Les préjugés d’autrefois sont-ils donc définitivement dépassés ? 

I.K : Ce n’est pas tout à fait le cas. Nous devons toujours faire face à certaines questions qui nous agacent… On vous posera toujours la question de savoir si vous êtes sunnite ou chiite… Ah que cette question me tue ! Est-ce qu’on peut demander à un intellectuel ou à un journaliste français : « êtes-vous catholique ou juif ? » C’est une question qui n’a pas de pertinence ! Pourquoi voulez-vous m’emprisonner dans ma religion ? Je ne suis pas Inaam Kachachi de telle confession ou de telle religion ! Je suis Irakienne, point final ! D’ailleurs, s’ils savaient que je ne suis ni sunnite, ni chiite… Alors là, on entrerait dans d’autres considérations, d’autres labyrinthes… C’est pourquoi j’essaie de ne pas en dire plus et je refuse de répondre à ces questions honteuses.

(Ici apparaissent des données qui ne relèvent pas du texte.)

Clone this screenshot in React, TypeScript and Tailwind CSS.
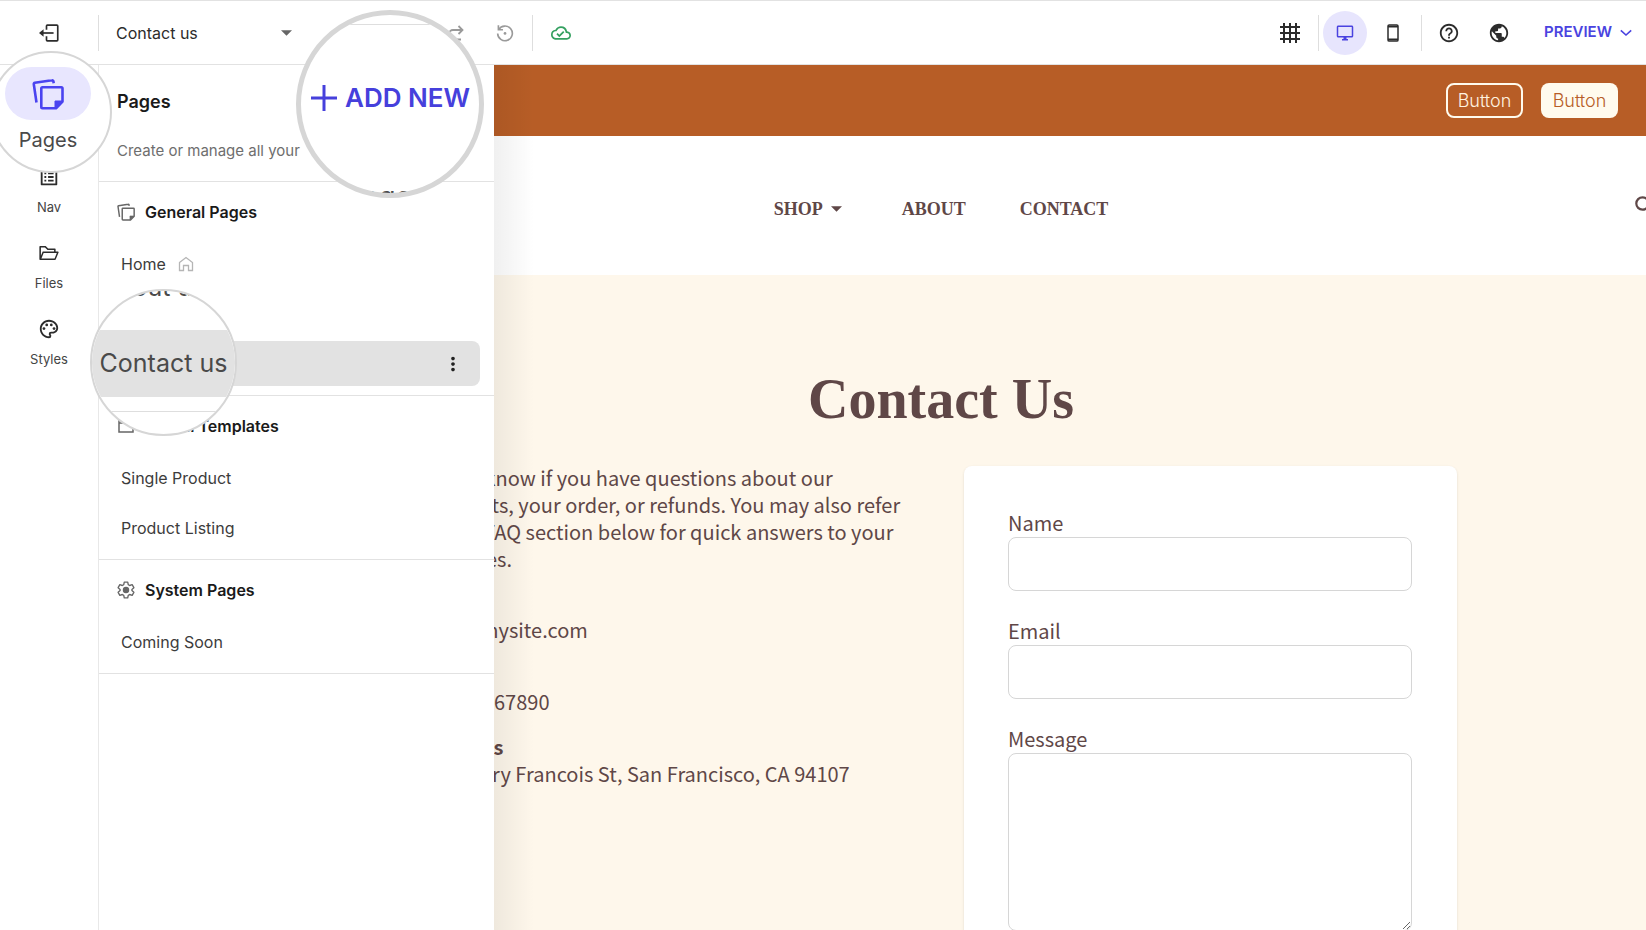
import React from "react";
import {
  MdGrid4X4,
  MdHelpOutline,
  MdPublic,
  MdListAlt,
  MdOutlinePalette,
  MdOutlineDesktopWindows,
  MdMoreVert,
  MdOutlineCloudDone,
} from "react-icons/md";
import { AiOutlineFolderOpen } from "react-icons/ai";

type IconProps = { className?: string };

function ExitIcon({ className }: IconProps) {
  return (
    <svg viewBox="0 0 24 24" className={className} fill="none" stroke="currentColor" strokeWidth="2" aria-hidden="true">
      <path d="M9 8V3.500a1 1 0 0 1 1-1h11.500a1 1 0 0 1 1 1v17a1 1 0 0 1-1 1H10a1 1 0 0 1-1-1V16" />
      <path d="M17.500 12H2" />
      <path d="M5.500 7.500 0 12l5.500 4.500z" fill="currentColor" stroke="none" />
    </svg>
  );
}

function PagesIcon({ className }: IconProps) {
  return (
    <svg viewBox="0 0 32 32" className={className} fill="none" stroke="currentColor" strokeWidth="2.600" strokeLinejoin="round" aria-hidden="true">
      <path d="M4.500 24.500 1.800 6.200a1.200 1.200 0 0 1 1-1.400L20 2.300a1.200 1.200 0 0 1 1.400 1l.3 2" />
      <path d="M10.500 9.200h18.800a1.200 1.200 0 0 1 1.200 1.200v13.100l-6.500 6.800H10.500a1.200 1.200 0 0 1-1.200-1.200V10.400a1.200 1.200 0 0 1 1.200-1.200z" />
      <path d="M23 30.300V23h7.500z" fill="currentColor" strokeWidth="1" />
    </svg>
  );
}

function HomeIcon({ className }: IconProps) {
  return (
    <svg viewBox="0 0 16 16" className={className} fill="none" stroke="currentColor" strokeWidth="1.300" aria-hidden="true">
      <path d="M1.500 6.500 8 1.500l6.500 5v8h-4V9.500h-5v5h-4z" />
    </svg>
  );
}

function GearIcon({ className }: IconProps) {
  return (
    <svg viewBox="0 0 24 24" className={className} fill="none" stroke="currentColor" strokeWidth="1.800" strokeLinejoin="round" aria-hidden="true">
      <path d="M9.700 1.500h4.600l.7 3.400 1.900 1.100 3.300-1.100 2.300 4-2.600 2.300v1.600l2.600 2.300-2.300 4-3.300-1.100-1.900 1.100-.7 3.400H9.700L9 19.100 7.100 18l-3.300 1.100-2.300-4 2.600-2.300v-1.600L1.500 8.900l2.300-4L7.100 6 9 4.900z" />
      <circle cx="12" cy="12" r="3.400" fill="currentColor" />
    </svg>
  );
}

function TemplateIcon({ className }: IconProps) {
  return (
    <svg viewBox="0 0 18 18" className={className} fill="none" stroke="currentColor" strokeWidth="1.500" aria-hidden="true">
      <path d="M2 1.500h13a1 1 0 0 1 1 1V15H2zM2 6h14" />
    </svg>
  );
}

function RedoIcon({ className }: IconProps) {
  return (
    <svg viewBox="0 0 24 24" className={className} fill="none" stroke="currentColor" strokeWidth="1.800" aria-hidden="true">
      <path d="M5 17V13a4 4 0 0 1 4-4h9M14.500 5l4 4-4 4M11 18.500h6" />
    </svg>
  );
}

function HistoryIcon({ className }: IconProps) {
  return (
    <svg viewBox="0 0 24 24" className={className} fill="none" stroke="currentColor" strokeWidth="1.800" aria-hidden="true">
      <path d="M5.200 8.200a8 8 0 1 1-1.200 4.300" />
      <path d="M4.800 3.500v5h5" />
      <circle cx="12" cy="12.500" r="1.500" fill="currentColor" stroke="none" />
    </svg>
  );
}

function PhoneIcon({ className }: IconProps) {
  return (
    <svg viewBox="0 0 20 20" className={className} fill="none" stroke="currentColor" aria-hidden="true">
      <rect x="5" y="1.900" width="10" height="16.200" rx="1.200" strokeWidth="1.500" />
      <path d="M5 3.600h10M5 16.400h10" strokeWidth="1.800" />
    </svg>
  );
}

function CaretIcon({ className }: IconProps) {
  return (
    <svg viewBox="0 0 12 6" className={className} fill="currentColor" aria-hidden="true">
      <path d="M0 0h12L6 6z" />
    </svg>
  );
}

function ChevronIcon({ className }: IconProps) {
  return (
    <svg viewBox="0 0 12 8" className={className} fill="none" stroke="currentColor" strokeWidth="1.600" aria-hidden="true">
      <path d="M.8 1.300 6 6l5.200-4.700" />
    </svg>
  );
}

function SearchIcon({ className }: IconProps) {
  return (
    <svg viewBox="0 0 20 20" className={className} fill="none" stroke="currentColor" strokeWidth="2.200" aria-hidden="true">
      <circle cx="7.500" cy="7.500" r="6.200" />
      <path d="m12 12 6.500 6.500" />
    </svg>
  );
}

function Divider() {
  return <span className="h-9 w-px shrink-0 bg-[#dedede]" />;
}

function TopBar() {
  return (
    <header className="flex h-[65px] shrink-0 items-center border-y border-[#e2e2e2] bg-white text-[#2c2c2c]">
      <div className="flex w-[98px] shrink-0 justify-center">
        <button aria-label="Exit editor">
          <ExitIcon className="size-5" />
        </button>
      </div>
      <Divider />
      <div className="relative ml-[17px] flex w-[178px] shrink-0 items-center">
        <select aria-label="Current page" className="w-full appearance-none bg-transparent text-base" defaultValue="Contact us">
          <option>Contact us</option>
          <option>Home</option>
          <option>About us</option>
        </select>
        <CaretIcon className="pointer-events-none absolute right-0.5 h-1.5 w-[11px] text-[#666]" />
      </div>
      <div className="ml-[100px] flex shrink-0 items-center gap-[26px] text-[#9a9a9a]">
        <button aria-label="Undo">
          <RedoIcon className="size-6 -scale-x-100" />
        </button>
        <button aria-label="Redo">
          <RedoIcon className="size-6" />
        </button>
        <button aria-label="History">
          <HistoryIcon className="size-[22px]" />
        </button>
      </div>
      <div className="ml-4 flex shrink-0 items-center gap-[18px]">
        <Divider />
        <MdOutlineCloudDone className="size-5 text-[#34a060]" />
      </div>

      <div className="ml-auto flex shrink-0 items-center pr-3.5">
        <button aria-label="Grid" className="mr-4">
          <MdGrid4X4 className="size-6" />
        </button>
        <Divider />
        <button aria-label="Desktop view" className="ml-1 flex size-11 items-center justify-center rounded-full bg-[#e7e5fd] text-[#4a43e0]">
          <MdOutlineDesktopWindows className="size-[18px]" />
        </button>
        <button aria-label="Phone view" className="mr-[18px] ml-4">
          <PhoneIcon className="size-5" />
        </button>
        <Divider />
        <button aria-label="Help" className="ml-4">
          <MdHelpOutline className="size-[22px]" />
        </button>
        <button aria-label="Language" className="ml-7">
          <MdPublic className="size-[22px]" />
        </button>
        <button className="ml-[34px] flex items-center gap-2 text-[15px] font-semibold text-[#4a43e0]">
          PREVIEW
          <ChevronIcon className="h-2 w-3" />
        </button>
      </div>
    </header>
  );
}

function RailItem({ label, children }: { label: string; children: React.ReactNode }) {
  return (
    <button className="flex flex-col items-center gap-2 text-[#2c2c2c]">
      <span className="flex size-6 items-center justify-center">{children}</span>
      <span className="text-[13px] leading-5 text-[#444]">{label}</span>
    </button>
  );
}

function Rail() {
  return (
    <nav aria-label="Editor" className="flex w-[98px] shrink-0 flex-col items-center gap-6 bg-white pt-[100px]">
      <RailItem label="Nav">
        <MdListAlt className="size-[22px]" />
      </RailItem>
      <RailItem label="Files">
        <AiOutlineFolderOpen className="size-[22px]" />
      </RailItem>
      <RailItem label="Styles">
        <MdOutlinePalette className="size-[22px]" />
      </RailItem>
    </nav>
  );
}

function Section({ icon, title, children }: { icon: React.ReactNode; title: string; children: React.ReactNode }) {
  return (
    <section className="border-b border-[#e2e2e2] pt-[18px] pr-3.5 pb-[9px] pl-3">
      <h3 className="flex h-6 items-center gap-2.5 pl-1.5 text-base font-semibold text-[#1a1a1a]">
        {icon}
        {title}
      </h3>
      <ul className="mt-[17px] flex flex-col gap-[5px]">{children}</ul>
    </section>
  );
}

type PageRowProps = { label: string; icon?: React.ReactNode; active?: boolean; magnified?: boolean };

/* A magnified row shows its name in the callout above it. */
function PageRow({ label, icon, active, magnified }: PageRowProps) {
  return (
    <li className={active ? "flex h-[45px] items-center rounded-lg bg-[#e2e2e2] px-2.5" : "flex h-[45px] items-center px-2.5"}>
      <a href="#page" aria-label={label} className="flex flex-1 items-center gap-3 text-base text-[#3c3c3c]">
        {!magnified && label}
        {icon}
      </a>
      {active && (
        <button aria-label="Page options" className="mr-1.5 text-[#222]">
          <MdMoreVert className="size-[22px]" />
        </button>
      )}
    </li>
  );
}

function PagesPanel() {
  return (
    <aside className="absolute inset-y-0 left-0 z-10 w-[396px] border-l border-[#e8e8e8] bg-white">
      <div className="absolute inset-y-0 left-full w-10 bg-linear-to-r from-black/6 to-transparent" />
      <div className="border-b border-[#e2e2e2] px-[18px] pt-[23px] pb-[18px]">
        <h2 className="text-lg leading-7 font-semibold text-[#1a1a1a]">Pages</h2>
        <p className="mt-[23px] text-[15px] leading-6 text-[#6e6e6e]">Create or manage all your</p>
      </div>
      <Section title="General Pages" icon={<PagesIcon className="size-[18px] text-[#666]" />}>
        <PageRow label="Home" icon={<HomeIcon className="size-4 text-[#b5b5b5]" />} />
        <PageRow label="About us" magnified />
        <PageRow label="Contact us" active magnified />
      </Section>
      <Section title="Global Templates" icon={<TemplateIcon className="size-[18px] text-[#666]" />}>
        <PageRow label="Single Product" />
        <PageRow label="Product Listing" />
      </Section>
      <Section title="System Pages" icon={<GearIcon className="size-[18px] text-[#666]" />}>
        <PageRow label="Coming Soon" />
      </Section>
    </aside>
  );
}

function Site() {
  return (
    <div className="w-[calc(100%+138px)] text-[#5f4747]">
      <div className="flex h-[71px] items-center justify-end gap-[18px] bg-[#b75d26] pr-[166px]">
        <button className="h-[35px] w-[77px] rounded-lg border-2 border-[#fffbee] text-lg leading-none font-light text-[#fff3e0]">Button</button>
        <button className="h-[35px] w-[77px] rounded-lg bg-[#fffbee] text-lg leading-none font-light text-[#b75d26]">Button</button>
      </div>

      <header className="grid h-[139px] grid-cols-[1fr_auto_1fr] items-center bg-white px-[129px]">
        <span />
        <nav aria-label="Site" className="flex gap-[54px] pt-1.5 font-['Liberation_Serif',serif] text-lg font-bold">
          <a href="#shop" className="flex items-center gap-2 pr-1.5">
            SHOP
            <CaretIcon className="h-1.5 w-[11px]" />
          </a>
          <a href="#about">ABOUT</a>
          <a href="#contact">CONTACT</a>
        </nav>
        <button aria-label="Search" className="justify-self-end">
          <SearchIcon className="size-5" />
        </button>
      </header>

      <div className="bg-[#fef7eb] px-[327px] pt-[88px] pb-24">
        <h1 className="text-center font-['Liberation_Serif',serif] text-[56px] leading-[72px] font-bold">Contact Us</h1>
        <div className="mt-[29px] grid grid-cols-[minmax(0,1fr)_493px] gap-[46px] font-['Noto_Sans_CJK_SC',sans-serif] text-xl">
          <div className="leading-[27px]">
            <p>Let us know if you have questions about our products, your order, or refunds. You may also refer to the FAQ section below for quick answers to your inquiries.</p>
            <p className="mt-11">info@mysite.com</p>
            <p className="mt-[45px]">(123)4567890</p>
            <p className="mt-[18px] font-bold">Address</p>
            <p>500 Terry Francois St, San Francisco, CA 94107</p>
          </div>
          <form className="mt-0.5 flex flex-col gap-[27px] rounded-lg bg-white pt-11 pr-[45px] pb-11 pl-11 leading-[26px] shadow-sm">
            <label className="flex flex-col gap-px">
              Name
              <input type="text" className="h-[54px] rounded-lg border border-[#d6d6d6] bg-white px-3" />
            </label>
            <label className="flex flex-col gap-px">
              Email
              <input type="email" className="h-[54px] rounded-lg border border-[#d6d6d6] bg-white px-3" />
            </label>
            <label className="flex flex-col gap-px">
              Message
              <textarea className="h-[178px] resize rounded-lg border border-[#d6d6d6] bg-white px-3 py-2" />
            </label>
          </form>
        </div>
      </div>
    </div>
  );
}

function Callouts() {
  return (
    <>
      <div className="absolute top-[51px] -left-2.5 z-20 flex size-[122px] flex-col items-center overflow-hidden rounded-full border-2 border-[#d6d6d6] bg-white pt-3.5 pr-1.5">
        <button className="flex flex-col items-center gap-1.5 text-xl leading-7 text-[#4a4a4a]">
          <span className="flex h-[53px] w-[86px] items-center justify-center rounded-full bg-[#e8e6fe] text-[#4a43f0]">
            <PagesIcon className="size-8" />
          </span>
          Pages
        </button>
      </div>

      <div className="absolute top-[10px] left-[296px] z-20 size-[188px] overflow-hidden rounded-full border-[5px] border-[#d6d6d6] bg-white">
        <div className="mt-[9px] h-px bg-[#dedede]" />
        <button className="mt-[53px] flex w-full items-center gap-2 pl-2.5 text-[26px] leading-10 font-semibold whitespace-nowrap text-[#4640dc]">
          <svg viewBox="0 0 26 26" className="size-[26px] shrink-0" fill="none" stroke="currentColor" strokeWidth="3" aria-hidden="true">
            <path d="M13 0v26M0 13h26" />
          </svg>
          ADD NEW
        </button>
        <p className="mt-[61px] text-center text-[28px] leading-9 text-[#4a4a4a]">pages.</p>
      </div>

      <div className="absolute top-[289px] left-[90px] z-20 size-[147px] overflow-hidden rounded-full border-2 border-[#d6d6d6] bg-white text-[25px] text-[#4a4a4a]">
        <p className="-mt-4 h-[55px] pl-2 leading-6">About us</p>
        <p className="flex h-[67px] items-center justify-center bg-[#e2e2e2] whitespace-nowrap">Contact us</p>
        <div className="mt-[14px] h-px bg-[#dedede]" />
      </div>
    </>
  );
}

export default function App() {
  return (
    <div className="relative flex h-screen flex-col overflow-hidden bg-white font-['Inter',sans-serif]">
      <TopBar />
      <div className="flex min-h-0 flex-1">
        <Rail />
        <main className="relative min-w-0 flex-1 overflow-hidden bg-[#fef7eb]">
          <PagesPanel />
          <Site />
        </main>
      </div>
      <Callouts />
    </div>
  );
}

Par ailleurs, je peine toujours à faire comprendre à mon interlocuteur que je n’étais ni exilée, ni réfugiée. Je refuse cette étiquette. Je n’étais ni victime d’abus, ni de viol, ni de harcèlement! Et je n’ai été ni emprisonnée, ni battue, ni lapidée! Ma vie fut celle d’une femme moderne venant de la classe moyenne irakienne. En Irak, j’ai effectué mes études à l’université où j’ai pu rencontrer celui qui est devenu mon mari. Nos études nous ont emmené à voyager et nous avons décidé de venir vivre en France et d’y étudier.  Or, pour les médias, si vous n’avez pas une histoire de persécuté, vous n’êtes pas intéressant ! Vous devez porter la trace de votre persécution sur le bras pour être bankable. Derrière se trouve le préjugé orientaliste – présent dans l’art contemporain – de la femme orientale esclave, jetée dans les bordels avec le narguilé dans les mains. Les librairies étrangères sont pleines de femmes « écrivaines » livrant des histoires sournoises.

Début septembre, le 4ème Prix de la Littérature arabe, créé par l’Institut du monde arabe et la Fondation Jean-Luc Lagardère, a été décerné à Inaam Kachachi pour son roman Dispersés, publié aux éditions Gallimard, et traduit par François Zabbal.